Identifying Value Stocks Is Methodology And Art



I had noticed a certain reverence in the demeanor of the mostly male guests on the Wall Street Week of the 1970s whenever Warren Buffett was mentioned, host Louis Rukeyser included. When the discussion moved to Buffett and the talk moved to “value stocks” you could detect a change of vibe almost as apparent as a change of studio lighting. Such a topic must be approached with the deepest respect is the message I got when I used to watch the show as a teenager working in the videotape room of University of North Carolina Educational Television. It ran on Friday nights just after The Creative Person, a wonderful unintended contrast of two worlds.

That was the context for my first exposure to the value stock universe: it’s that subject that comes right after poets, novelists, musicians and artists and just before the weekend.

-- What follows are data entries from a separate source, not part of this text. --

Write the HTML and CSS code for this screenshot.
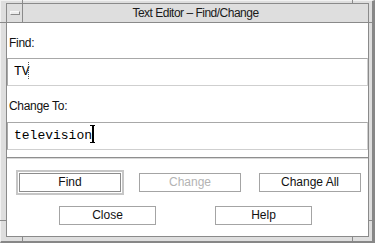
FILE: index.html
```html
<!DOCTYPE html>
<html lang="en">
<head>
    <meta charset="UTF-8">
    <meta name="viewport" content="width=device-width, initial-scale=1.0">
    <title>Text Editor - Find/Change</title>
    <link rel="stylesheet" href="styles.css">
</head>
<body>
    <div class="window">
        <span class="notch notch-v notch-tl"></span>
        <span class="notch notch-v notch-tr"></span>
        <span class="notch notch-v notch-bl"></span>
        <span class="notch notch-v notch-br"></span>
        <span class="notch notch-h notch-lt"></span>
        <span class="notch notch-h notch-lb"></span>
        <span class="notch notch-h notch-rt"></span>
        <span class="notch notch-h notch-rb"></span>

        <div class="frame">
            <div class="titlebar">
                <div class="menu-btn"><span class="menu-dash"></span></div>
                <div class="title">Text Editor – Find/Change</div>
            </div>
            <div class="content">
                <div class="label label-find">Find:</div>
                <div class="field"><span>TV</span><span class="caret caret-idle"></span></div>
                <div class="label label-change">Change To:</div>
                <div class="field"><span>television</span><span class="caret caret-active"></span></div>
                <div class="separator"></div>
                <div class="button-row row-main">
                    <button class="btn btn-default">Find</button>
                    <button class="btn" disabled>Change</button>
                    <button class="btn">Change All</button>
                </div>
                <div class="button-row row-secondary">
                    <button class="btn btn-small">Close</button>
                    <button class="btn btn-small">Help</button>
                </div>
            </div>
        </div>
    </div>
</body>
</html>
```

FILE: styles.css
```css
* {
    box-sizing: border-box;
}
body {
    margin: 0;
    font-family: "Liberation Sans", Arial, sans-serif;
    font-size: 12px;
    color: #111;
}
.window {
    position: relative;
    width: 375px;
    height: 243px;
    background: #dedede;
    border-top: 1px solid #f2f2f2;
    border-left: 1px solid #f2f2f2;
    border-right: 3px solid #878787;
    border-bottom: 2px solid #878787;
    padding: 2px 3px 4px 5px;
}

/* resize handle marks on the frame */
.notch {
    position: absolute;
    background: #8a8a8a;
}
.notch-v {
    width: 1px;
    height: 3px;
}
.notch-h {
    width: 6px;
    height: 1px;
}
.notch-tl { left: 21px; top: -1px; }
.notch-tr { left: 351px; top: -1px; }
.notch-bl { left: 21px; bottom: 0; height: 4px; }
.notch-br { left: 351px; bottom: 0; height: 4px; }
.notch-lt { left: -1px; top: 21px; }
.notch-lb { left: -1px; top: 219px; }
.notch-rt { left: 368px; top: 21px; width: 3px; }
.notch-rb { left: 368px; top: 219px; width: 3px; }

.frame {
    height: 100%;
    border: 1px solid #8a8a8a;
    display: flex;
    flex-direction: column;
}
.titlebar {
    height: 19px;
    display: flex;
    border-bottom: 1px solid #8a8a8a;
}
.menu-btn {
    width: 16px;
    border-right: 1px solid #8a8a8a;
    display: flex;
    align-items: center;
    justify-content: center;
}
.menu-dash {
    width: 10px;
    height: 4px;
    background: #ececec;
    border-top: 1px solid #f8f8f8;
    border-left: 1px solid #f8f8f8;
    border-right: 1px solid #8a8a8a;
    border-bottom: 1px solid #8a8a8a;
}
.title {
    flex: 1;
    text-align: center;
    line-height: 18px;
    letter-spacing: -0.5px;
    color: #1a1a1a;
}
.content {
    flex: 1;
    background: #fff;
}
.label {
    padding-left: 2px;
    padding-top: 13px;
    line-height: 14px;
    letter-spacing: -0.3px;
}
.label-find {
    height: 35px;
}
.label-change {
    height: 36px;
}
.field {
    height: 28px;
    border: 1px solid #a8a8a8;
    border-right-color: #cfcfcf;
    border-bottom-color: #cfcfcf;
    padding-left: 6px;
    font-family: "Liberation Mono", "Courier New", monospace;
    font-size: 13px;
    line-height: 26px;
    color: #000;
}
.caret {
    display: inline-block;
    vertical-align: -4px;
}
.caret-idle {
    width: 1px;
    height: 17px;
    margin-left: -2px;
    border-left: 1px dotted #555;
}
.caret-active {
    width: 5px;
    height: 18px;
    margin-left: -2px;
    border-top: 1px solid #000;
    border-bottom: 1px solid #000;
    background: linear-gradient(#000, #000) center / 2px 100% no-repeat;
}
.separator {
    margin-top: 7px;
    height: 2px;
    border-top: 1px solid #8e8e8e;
    border-bottom: 1px solid #d8d8d8;
}
.button-row {
    display: flex;
    margin-top: 14px;
}
.row-main {
    padding-left: 12px;
    gap: 18px;
}
.row-secondary {
    padding-left: 52px;
    gap: 59px;
}
.btn {
    width: 102px;
    height: 19px;
    padding: 0;
    border: 1px solid #a4a4a4;
    background: #fff;
    font-family: "Liberation Sans", Arial, sans-serif;
    font-size: 12px;
    line-height: 17px;
    color: #111;
}
.btn:disabled {
    color: #b4b4b4;
}
.btn-small {
    width: 97px;
}
.btn-default {
    border-color: #8c8c8c;
    outline: 2px solid #c6c6c6;
    outline-offset: 1px;
}
```
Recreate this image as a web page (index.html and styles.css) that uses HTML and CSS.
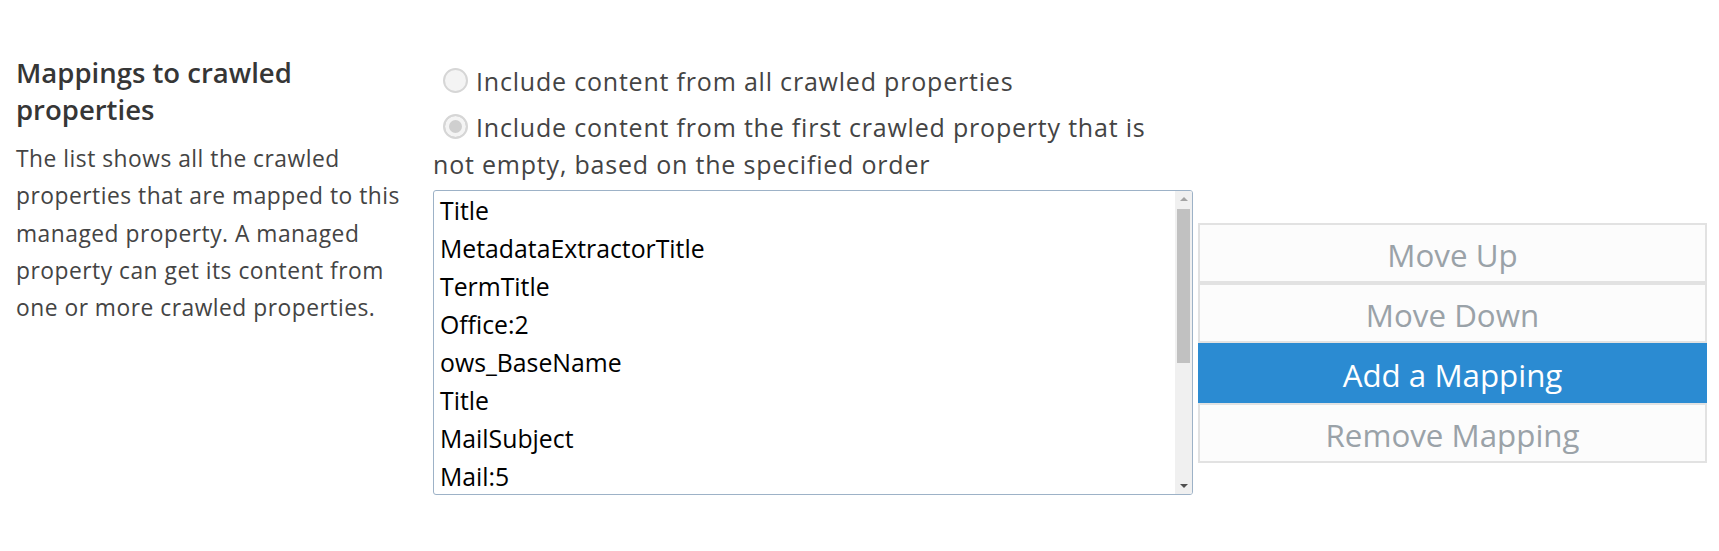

What I have to say about what I’ve learned about it starts there.

A couple of years after watching Wall Street Week every Friday night, I picked up a copy of the Graham and Dodd book and taught myself as much as I could understand. I got this much: if you studied financials, sometimes you could find stocks worth more than the market price. It reminded me of when I bought 45 rpm records from a wholesale record distributor in Brooklyn for 59 cents and sold them to my Teaneck, New Jersey junior high school friends for 89 cents. Oh, now I see.

It’s the same basic principle: buying what can be identified as cheap and selling it to others at a higher price which, in the case of stocks, means later as in after a period of time. It sounds simple but there’s a lot of work involved to get there. Or, you can skip it and try your hand at growth stock investing, a method much more popular lately. Value stock analysis is a long walk through metrics that were used as long ago as the 20s and 30s – old school, to be sure, but, to me, that’s the beauty of it.

When I started becoming interested as a teenager, I didn’t realize that the market could be divided up into types or categories of stocks. I had the standard outsider’s view that the main thing was the company story and the strength of the brand: GE made good light bulbs, must be a pretty good stock. IBM made big computers, must be a decent investment. Chase Manhattan is a huge bank in New York City, must be the way to go. It didn’t dawn on me for years that digging deep into financials could be telling in a way that wasn’t apparent on the surface.

The Meaning of Value.

Every stock is a value stock of some kind. You could say that there’s “value” even in the riskiest of businesses based on the wackiest of ideas – the value is present in the potential for great reward. Emphasis on “the potential.” The problem is most companies like this eventually go out of business and it’s usually sooner rather than later. A select few garner huge rewards, but that’s rare. Mostly, high risk, unhedged and over time, gets murdered.

But when seasoned investment analysts mention the word “value” as they’re ranting away on CNBC about stocks, they’re referring to something specific and it has to do with less risk, not more. A value stock has value when it meets a certain set of criteria that indicates the current market price is less than its intrinsic worth.